Este objectivo - que o bom senso já anteriormente deveria ter imposto como regra absoluta - encontra agora na formulação legal um apoio suplementar, já que o art. 607º, nº 4, 2ª parte, impõe ao juiz a tarefa de compatibilizar toda a matéria de facto adquirida, o que necessariamente implica uma descrição inteligível da realidade litigada, em lugar de uma sequência desordenada de factos atomísticos».
. Paulo Pimenta, Processo Civil Declarativo, 2014, Almedina, Junho de 2014, pág. 322 - onde se lê que, «depois de concluída a produção de prova e quando elaborar a sentença, é função do juiz relatar - e relatar de forma expressa, precisa e completa - os factos essenciais que se provaram em juízo. Tal relato haverá de constituir uma narração arrumada, coerente e sequencial (lógica e cronologicamente), na certeza de que isso deve ser feito “compatibilizando toda a matéria de facto adquirida”, como prescreve a parte final do nº 4 do art. 607º».

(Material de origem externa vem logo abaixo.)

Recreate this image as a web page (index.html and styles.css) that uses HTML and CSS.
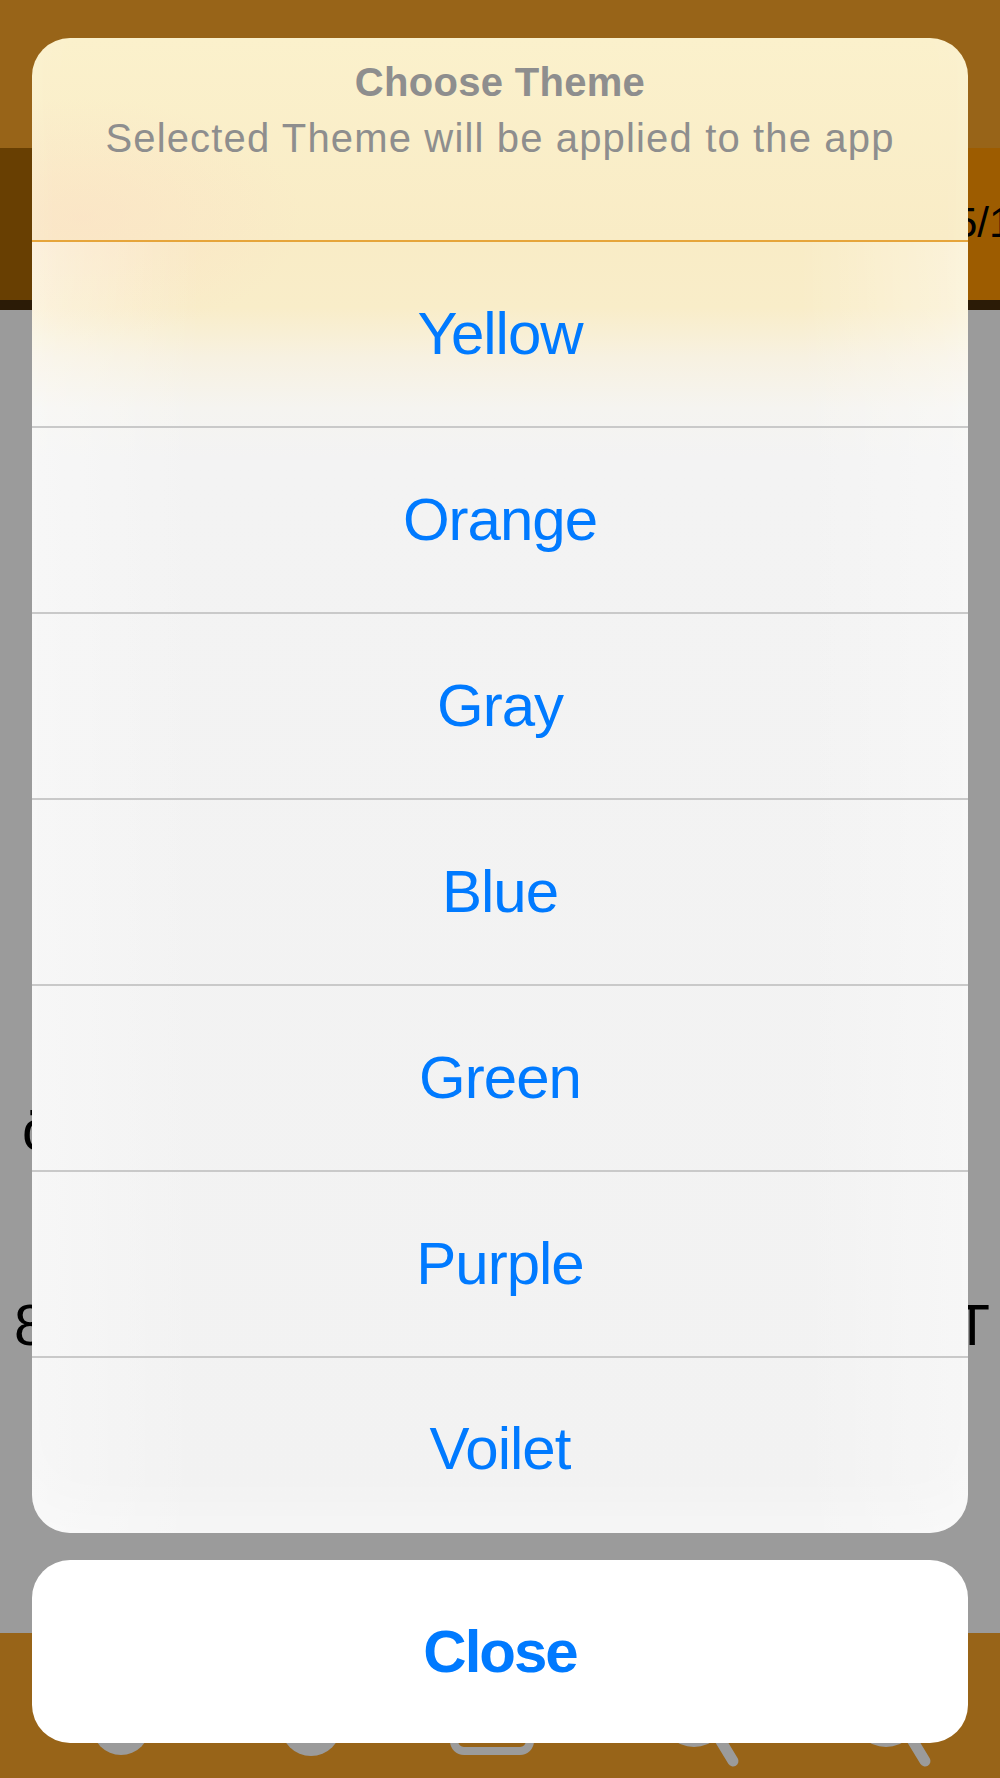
FILE: index.html
```html
<!DOCTYPE html>
<html>
<head>
  <meta charset="UTF-8">
  <title>Choose Theme</title>
  <link rel="stylesheet" href="styles.css">
</head>
<body>
  <!-- Page behind the dimmed overlay -->
  <div class="app">
    <div class="navbar"></div>
    <div class="segbar">
      <div class="seg segLeft"></div>
      <div class="seg segRight"><span class="segCount">5/15</span></div>
    </div>
    <div class="segShadow"></div>
    <div class="content">
      <div class="line lineA"><span>ö</span></div>
      <div class="line lineB"><span>8</span><span>T</span></div>
    </div>
    <div class="tabbar">
      <svg class="tabIcons" width="1000" height="145" viewBox="0 0 1000 145">
        <circle cx="121" cy="93" r="29" fill="#9b9b9b"/>
        <circle cx="311" cy="93" r="30" fill="#9b9b9b"/>
        <rect x="454" y="72" width="76" height="46" rx="10" fill="none" stroke="#9b9b9b" stroke-width="8"/>
        <circle cx="694" cy="80" r="30" fill="none" stroke="#9b9b9b" stroke-width="8"/>
        <line x1="716" y1="100" x2="733" y2="128" stroke="#9b9b9b" stroke-width="11" stroke-linecap="round"/>
        <circle cx="886" cy="80" r="30" fill="none" stroke="#9b9b9b" stroke-width="8"/>
        <line x1="908" y1="100" x2="925" y2="128" stroke="#9b9b9b" stroke-width="11" stroke-linecap="round"/>
      </svg>
    </div>
  </div>

  <!-- Action sheet -->
  <div class="overlay">
    <div class="sheet">
      <div class="sheetHead">
        <div class="sheetTitle">Choose Theme</div>
        <div class="sheetMessage">Selected Theme will be applied to the app</div>
      </div>
      <div class="sheetRow">Yellow</div>
      <div class="sheetRow">Orange</div>
      <div class="sheetRow">Gray</div>
      <div class="sheetRow">Blue</div>
      <div class="sheetRow">Green</div>
      <div class="sheetRow">Purple</div>
      <div class="sheetRow lastRow">Voilet</div>
    </div>
    <div class="cancelBtn">Close</div>
  </div>
</body>
</html>
```

FILE: styles.css
```css
body {
  margin: 0;
  padding: 0;
  font-family: "Liberation Sans", Arial, sans-serif;
  background-color: #9b9b9b;
}
.app {
  width: 1000px;
  height: 1778px;
  display: flex;
  flex-direction: column;
  overflow: hidden;
}
/* Top bars behind the sheet */
.navbar {
  height: 148px;
  background-color: #986418;
}
.segbar {
  height: 152px;
  display: flex;
}
.seg {
  flex: 1;
  min-width: 0;
  overflow: hidden;
}
.segLeft {
  background-color: #683f02;
}
.segRight {
  background-color: #9d5c00;
  padding-top: 50px;
  box-sizing: border-box;
}
.segCount {
  display: block;
  padding-left: 454px;
  font-size: 42px;
  line-height: 50px;
  color: #000;
  white-space: nowrap;
}
.segShadow {
  height: 10px;
  background-color: #2b1b06;
}
/* Dimmed content */
.content {
  flex: 1;
  padding-top: 791px;
  color: #000;
  font-size: 58px;
  line-height: 58px;
}
.line {
  display: flex;
  justify-content: space-between;
}
.lineA {
  padding-left: 22px;
}
.lineB {
  margin-top: 137px;
  padding-left: 14px;
  padding-right: 10px;
}
.tabbar {
  height: 145px;
  background-color: #986418;
}
.tabIcons {
  display: block;
}
/* Action sheet overlay */
.overlay {
  position: absolute;
  top: 38px;
  left: 32px;
  right: 32px;
  display: flex;
  flex-direction: column;
  gap: 27px;
}
.sheet {
  border-radius: 38px;
  overflow: hidden;
  background:
    radial-gradient(ellipse 220px 120px at 50px 180px, rgba(252, 224, 198, 0.55), rgba(252, 224, 198, 0)),
    linear-gradient(180deg, #fbf1cc 0, #f9ecc6 200px, #f9edc9 270px, #f7f1e1 320px, #f5f4f0 370px, #f3f3f3 420px, #f2f2f2 100%);
  box-shadow: inset 0 -40px 60px -20px rgba(255, 255, 255, 0.4);
}
.sheetHead {
  height: 204px;
  box-sizing: border-box;
  padding-top: 20px;
  border-bottom: 2px solid #e6a53b;
  text-align: center;
  color: #8e8e8e;
}
.sheetTitle {
  font-size: 40px;
  line-height: 48px;
  font-weight: bold;
  letter-spacing: 0.3px;
}
.sheetMessage {
  margin-top: 8px;
  font-size: 40px;
  line-height: 48px;
  letter-spacing: 1.15px;
}
.sheetRow {
  height: 184px;
  border-bottom: 2px solid #c9c9c9;
  display: flex;
  align-items: center;
  justify-content: center;
  font-size: 60px;
  line-height: 60px;
  letter-spacing: -1px;
  color: #007aff;
  background: linear-gradient(90deg, rgba(255, 255, 255, 0.35), rgba(255, 255, 255, 0) 18%, rgba(255, 255, 255, 0) 82%, rgba(255, 255, 255, 0.35));
}
.lastRow {
  height: 175px;
  box-sizing: border-box;
  padding-top: 7px;
  border-bottom: none;
}
.cancelBtn {
  height: 183px;
  border-radius: 38px;
  background-color: #fff;
  display: flex;
  align-items: center;
  justify-content: center;
  font-size: 60px;
  line-height: 60px;
  font-weight: bold;
  letter-spacing: -2px;
  color: #007aff;
}
```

Na jurisprudência mais recente: Ac. da RL, de 24.04.2019, Laurinda Gemas, Processo n.º 5585/15.4T8FNC-A.L1-2; ou Ac. da RL, de 02.07.2019, José Capacete, Processo n.º 1777/16.7T8LRA.L1-7.
[11] O Regime do Arrendamento Urbano (doravante RAU) foi aprovado pelo Decreto-Lei n.º 321-B/90, de 10 de Agosto, sendo a data da sua entrada em vigor fixada no art.º 2.º, n.º 1, respectivo.
[12] Novo Regime do Arrendamento Urbano (doravante NRAU) foi aprovado pela Lei n.º 6/2006, de 27 de Fevereiro, sendo a data da sua entrada em vigor fixada pelo art.º 65.º, n.º 2, respectivo.
[13] A Lei n.º 31/2012, de 12 de Agosto, entrou em vigor em 12 de Novembro de 2012.
[14] Dir-se-á, a propósito, que a Lei n.º 31/2012, de 14 de Agosto «veio introduzir profundas alterações em matéria de correção extraordinária das rendas nos contratos mais antigos por iniciativa do senhorio, estabelecendo também amplas possibilidades de tais contratos deixarem de ter impedimentos ao direito de livre denúncia do senhorio (o que a lei designa como transição para o NRAU), conferindo ainda a este sujeito o direito de denunciar o contrato mediante o pagamento de uma indemnização (…) quando as partes não cheguem a acordo quanto ao valor de uma nova renda» (Maria Olinda Garcia, Arrendamento Urbano Anotado, Regime Substantivo e Processual, p. 134).
Por outras palavras, está-se aqui perante «um regime de actualização extraordinário de rendas, regime este instituído pelo NRAU de 2006 e continuado com a revisão deste regime, levada a cabo pela Lei 31/2012, de 14/8.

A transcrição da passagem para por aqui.